A Canadian discussion on how to use, improve, and share within the larger GovLoop Community (but open to everyone!).
A great place to start when looking to connect with other Canadian Civil Servants.
Great Blog on the state of open government in Canada!
May 21, 2010 at 2:12 pm #101012
Just wanted to share this great blog and perhaps start some discussion. What do you think about the situation here?
Thanks to Mac Slocum.
May 21, 2010 at 2:59 pm #101022
We have a long way to go in Canada
May 21, 2010 at 3:47 pm #101020
The USA and UK are definitely moving strongly towards realizing open gov”t — in the sense of making data and info available and accessible for the public to use as they see fit. Obama passed open gov legislation as his first act in office, and Gordon Brown pronounced that all UK gov data would be accessible by next year (hopefully the new UK gov’t will see fit to carry on with those plans). The UK has Tim Berners-Lee (inventor of the world wide web) leading their open gov strategy, and he has also consulted with the US gov.
Canada is definitely falling behind on this front — actually becoming a bit of an internet backwater. The sad state of our federal political affairs for the past few years, along with the recession that is just passing, has taken a lot of focus away from how we can better participate in a knowledge-based economy in the future. Plus the fact that we are more of a wait-and-see culture — we shouldn’t expect that we’ll be a leader in this area.
May 21, 2010 at 4:56 pm #101018
I think the value David Eaves has to offer is that he is outside of gov’t and free to say what he likes — and so he can point out that there is a big gap here, or this initiative could return big dividents there. He can bring attention to certain issues in a way that public servants cannot easily do.
However, he doesn’t understand the issues in enough detail to be able to offer any concrete advice on moving forward (but then, that’s not the value he brings to the issues). If he was on the inside, he might realize that just because an organization makes collaboration tools available, it doesn’t mean they are useful for collaboration. Facebook and Wikipedia are very useful for what they do, but that does’t translate to the workplace, to me actually getting my work done.
The matter of open gov data is different than wikis and social networking sites. All gov’ts should be focusing on making data and info available and accessible for everyone to use. And bringing policy discussion into the public domain, for example, is much more complicated than having Wikipedia available for anyone to add to or edit.
And it’s not “ironic” that open gov initiatives are happening behind the firewall — the powers-that-be want to get a sense of how these initiatives work in a closed environment, before going public with them.
June 3, 2010 at 3:46 pm #101016
I liked the para on the fear of giving up control. Whenever new technology arises this same issue comes up.

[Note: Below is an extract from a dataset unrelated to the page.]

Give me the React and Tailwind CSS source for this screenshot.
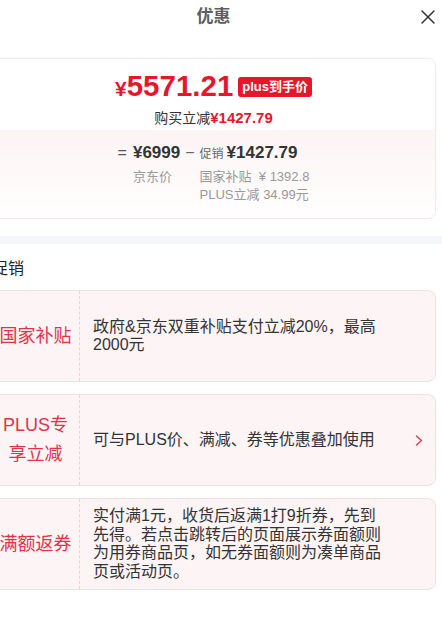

June 4, 2010 at 4:40 pm #101014
First I have to say I’m very grateful for David Eaves, he does such a spectacular job at articulating the state of affairs, the underlying issues and defining the barriers. He is definitely helping set us up to succeed “when” (look at me being incredibly optimistic) our leaders and politicians decide to move forward.
That said, on a daily basis I must say it’s hard not to feel deflated and even looked upon as the ‘wayward’ soul in my own Federal Agency. And ya, we’re an Agency not a Department which could afford us some measure of latitude in engaging these strategies on a meaningful level.
Continuing to repeat the message, respectfully and demonstrating ‘proof of concept’ as often as possible, to my colleagues and leaders, is what I do to keep the forward motion happening…as glacially slow as it feels sometimes.